Mais ça va toujours et même si je suis souvent seul et que je ne connais pas ma place, je sens que je grapille des positions. Trop ? peut être ... et je commence à m'affoler lorsque au 79.3 kms je rattrape au ravitaillement un groupe de coureurs dans lequel se trouve Christian Efflam , vainqueur 2010 du grand raid du Morbihan .
Paradoxalement, Je crois que c'est là que je me suis posé les premières grosses questions de la course ...

 Toujours les mêmes interrogations par manque de repères ... Suis je parti trop vite ? je n'en ai pas l'impression .

Alors on continue ! d'autant que la première nuit touche à sa fin révélant un paysage grandiose seulement éclairé par les premières lueurs de l'aube. Ce lever du jour correspond à mon arrivée à l'embarcadère d'Arzon en compagnie de Christian qui s'octroie une petite pause technique avant la traversée en bateau. Depuis le ravitaillement précédent, nous nous suivons. Tantôt il prend de l'avance , surtout en côte -je l'ai d'ailleurs surnommé le chamois-, tantôt je le rattrape au bout d'une longue portion plane . Il est impressionnant de régularité, de facilité, il n'a pas l'air de souffrir. Il m'annonce qu'il revient des 6 jours d'Antibes (second !), qu'il s'en ressent un peu, mais que vu qu'il a participé à toutes les éditions de l'ultra marin, il se devait d'être là, une huitième fois ! Le fou ! ou le héros ... chacun son camp ,quoique la limite entre les deux est parfois proche.

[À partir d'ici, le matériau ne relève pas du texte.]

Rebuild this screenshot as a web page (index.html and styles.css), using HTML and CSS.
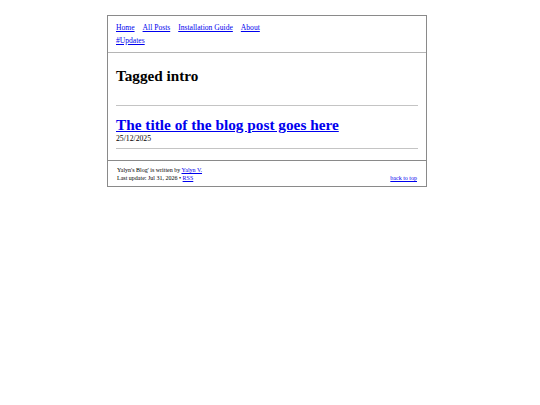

Nous discutons de tout , d'entraînement et de blessure et nous arrivons tranquillement en vue d'Arzon après avoir longé toutes une série de pointe. Mais l'embarcadère a beau être à portée de main, il faut s'en eloigner ponctuellement pour aller chercher une petite boucle de quelques kms de l'autre côté du village. Ça y est , port en vue ... la moitié du périple est bouclée, j'ai l'impression d'avoir atteint le sommet d'un parcours dont il ne me resterait que la descente ... on m'annonce 18 ème en 11 heures 04 et les jambes suivent toujours bien qu'un peu dures .

On revêt un poncho imperméable, un gilet de sauvetage et hop, dans le zodiac ! la traversée dure une dizaine de minutes et permet d'apprécier le spectacle , personne ne parle, la course n'est pas finie , il faut rester concentré.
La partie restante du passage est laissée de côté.